Microsoft Sends Ogg Down for the Count; What's Mozilla to Do?

In a recent blog post, Microsoft stated "We think H.264 is an excellent format. In its HTML5 support, IE9 will support playback of H.264 video only."  Though Mozilla currently enjoys (by far) the largest HTML5-compatible installed base of any browser, they don't currently support H.264; just Ogg Theora, which is supported by Google Chrome and Opera, but not Safari or IE9.

Differentiation is good, but this puts Mozilla in the unenviable position of promoting the native video playback capabilities of HTML5 while only being capable of playing the world's predominant codec -- that is, H.264 -- via a plug-in like Flash or Silverlight.
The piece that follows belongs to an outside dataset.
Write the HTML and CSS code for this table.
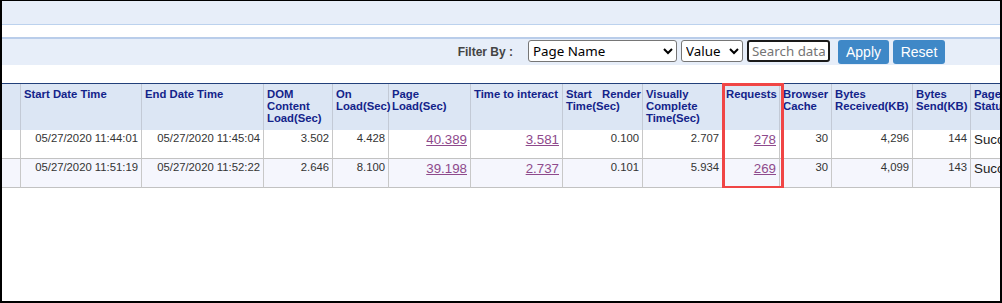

I mean, most HTML5 proponents stridently claim that the primary reason we need HTML5 is because Flash is so unstable, insecure and power hungry, right? But the only way to play YouTube on Firefox is via Flash? 

That's like arguing for prohibition with a flask of Johnny Walker Black in your hip pocket. Well, maybe not, I am feeling metaphorically challenged tonight. Still, as a FireFox user, I'm eager to see what Mozilla's going to do; they are in one fair pickle.


Comments (2)

Paul
Said this on 5-4-2010 At 09:33 pm

It would be interesting to have a CPU usage comparison between Firefox' HTML5 video playback for Theora files, and GPU-accelerated Flash player for H.264 files.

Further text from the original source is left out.